Ensemble AdaBoost-LSTM Deep Learning Model
The AdaBoost algorithm was originally designed for classification; consequently, to use this algorithm for water demand forecasting, it needs to be modified appropriately. In this study, we develop the AdaBoost-LSTM(Ada-LSTM) model by adjusting the sample weights depending on whether a specified threshold is exceeded. And the LSTM deep learning models are used as week learners in the Ada-LSTM model. Figure 2 shows the architecture of the proposed LSTM-AdaBoost model for SWDF.
Firstly, the decomposed data series Tt and Rt are divided them into two sets (80% training set and 20% testing set) respectively. Secondly, the optimal structure of a single LSTM model is selected by analyzing the sensitivities of the main hyper-parameters including the number of hidden layers and the number of neurons in hidden layers and train epoch. In experiments, the BPTT (Back Propagation Through Time) is used to optimize the training process of LSTM networks. Additionally, the value range of hyper-parameters refers to the existing studies (Du et al. 2021; Bai et al. 2021). To reduce the number of parameters of the proposed model to ease the tuned procedure, the values of each hyper-parameter in every LSTM base leaner are the same and only four hyper-parameters needed to be set according to the reference interval. The loss function of LSTM model is mean squared error function. After training by the first LSTM model, the result of the first base learner \(G_{{_{1}}}^{T}\) and\(G_{{_{1}}}^{S}\) are automatically imported to the Trend and Seasonal AdaBoost Model respectively. Then the weights of the first LSTM model will be updated and transformed to the second LSTM model based on the error rate of previous. The weight of the samples that are not accurately predicted in the last round will increase in the next round to improve the performance of these samples. The forecast results of the second LSTM are also automatically imported to the AdaBoost Model in the whole ensemble model. According to this law, the training data sets are trained by the LSTM models one by one to improve the forecast of the samples continually. After multiple iterations, the results of the LSTM models are weighted and combined to gain the final strong learner according to Eq. (9) ~ Eq. (12).

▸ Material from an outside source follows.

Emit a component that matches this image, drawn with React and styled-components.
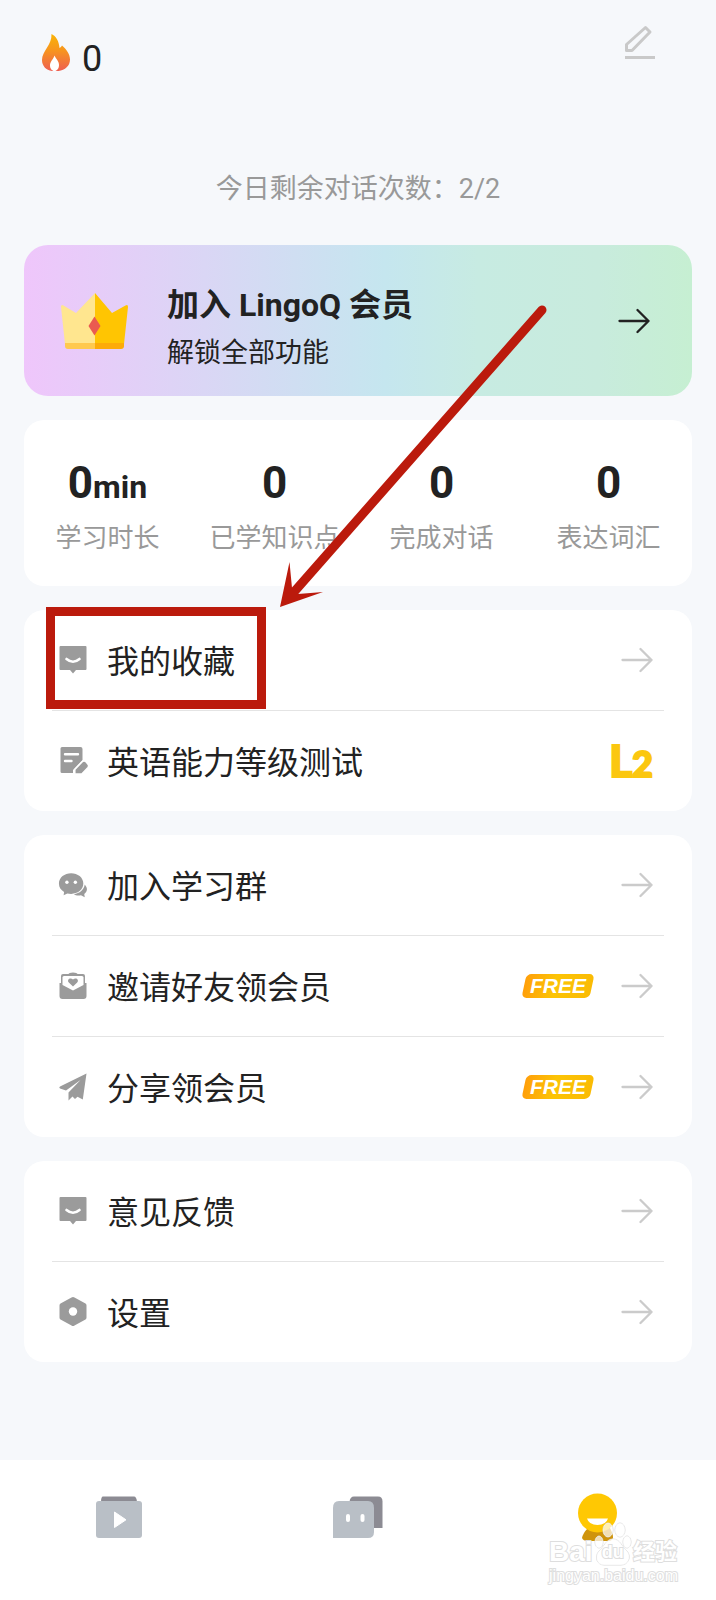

Different from the forecast procedure of the other two decomposed series, the residual series is ranked and all the peaks identified by the hypothesis testing about differences of two consecutive slopes introduced by Bramante (2019) and other historical data are put into training data set before forecast due to its large fluctuations. Finally, the sum of the Trend AdaBoost-LSTM, Seasonal AdaBoost-LSTM and Residual AdaBoost-LSTM model output is the final forecast.